Shojo Me the Manga: “Girls'” Manga Is for Everyone
I’m not sure I took the correct career trajectory path when I started really getting into anime around 2009. But I’m here with the tastes I have thanks to those choices I made all those years ago (all six and change years ago…). Those choices—the ones I made on my own and not based from what I used to watch on television—began with shojo, Japanese comics for girls.
Let’s get it out here right now…I love shojo! Shojo anime like Fruits Basket and His and Her Circumstances convinced me that anime had a weird kind of depth I would never find anywhere else. Their manga counterparts and the works of mangaka like Arina Tanemura and Yuu Watase, convinced me that I should never leave the mediums of anime and manga. I have weirdly not read or watched Fushigi Yugi though.
As a short aside…Tokyopop released His and Her Circumstances as Kare Kano, short for kareshi kanojo no jijo, which literally means his and her circumstances in English. Nozomi Entertainment, a studio of Right Stuf (the website where you buy your nerdy anime and manga stuff), decided that was too weeby and went with the translated title when they released the anime. Thus, in the US at least, the manga is known as Kare Kano and the anime is known as His and Her Circumstances. In the dub, they said “his and hers” in lieu of kare kano. I tend to say Kare Kano because it’s the shortest and sounds the least dumb. But I digress.

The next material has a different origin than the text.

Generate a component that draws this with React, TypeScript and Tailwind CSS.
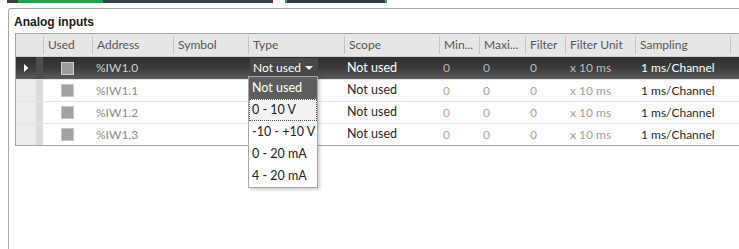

The thing about shojo (and actually most of the entertainment media I consume from Japan) is that they’re about a time in life that not a lot of other western media delves into, at least not in the long form of storytelling that manga tends to be. Sure, there are indie movies and maybe mini-series—I’m thinking stuff like BBC’s Single Father or the recent Anomalisa or even Juno—but those are typically aimed at a certain audience and about adults. There are exceptions, of course, like the Swedish-Danish film We Are the Best! or Rushmore and especially Veronica Mars. But with Fruits Basket, I got to watch and read the story of Tohru Honda, a high school girl whose father passed away long ago and mother just recently in a car accident, who was taken into the home of Shigure Sohma. It isn’t a cape comic, and it doesn’t have a REALLY STRONG thematic core. What Fruits Basket does is warm hearts. Natsuki Takaya weaves a story that allows the reader into the heart of the story and into the lives of Tohru and the Sohma’s.
That’s beautiful, to me, and it’s what a lot of shojo does. Fruits Basket, make no mistake, is about Tohru and her growing relation with Yuki, Kyo, and the rest of the Sohmas, but the way Shigure talks about letting someone he barely knows into his home just because his cousin, who also lives with him vouches for her, makes it feel like anyone can be let in that special place in anyone’s life given the right circumstance, that there is a place for everyone in the world and, if they don’t feel that, they just haven’t found it yet.
In Masami Tsuda’s Kare Kano, there is a thematic core, one of acceptance of yourself for who you are. It might be hard to find parallels between your life and that of someone at the top of their class and the most reliable person in the school and…the self-proclaimed queen of vanity, but Kare Kano makes it work. Because within a few volumes, that all comes crumbling down. The mask main character Yukino Miyazawa wears breaks apart at the realization that appearance isn’t everything. Sure, she’s still typical manga gorgeous, and there’s more to be said about that (in Faith!), but it’s a strong enough message to resonate. Being the greatest isn’t everything, being the prettiest isn’t everything, but love is. Love begets humility, at least it does in Kare Kano.
Shojo manga, at least hopefully, isn’t about a prince lifting you off your feet. Well, sometimes it is and it works! In Ai Yazawa’s Nana, her vulnerability of being swept up by emotions defines her very character, but her counterpart (also named Nana) stands strong on her own as a foil and foundational friend for the former Nana. Shojo manga is mostly about that gradual process of meeting as mortal enemies, becoming begrudging friends, and finally turning to two people who love each other. Robico’s My Little Monster is one of the best in recent memory. Because it allows heroine, Shizuku, to grow to like the boy, Haru, despite his weird flaws and despite her competitive nature in (his superior) test scores. Because they just get along. They’re able to sit together and chit chat and argue about the littlest things and help each other when they need it the most. Because that’s what a relationship is, and that’s what shojo can capture oh so well.
Stories like Fruits Basket, like Kare Kano, like Nana, like My Little Monster are precious to me. They’re capture a certain time in life that a lot of people want to get out of more than anything in the moment, and a lot of people want for it to stay that way. But those times, good or bad, can be looked back on with nostalgia for at least a simpler time. When your biggest worry was whether you would pass a test rather than can you pay next month’s mortgage. And sometimes we need that.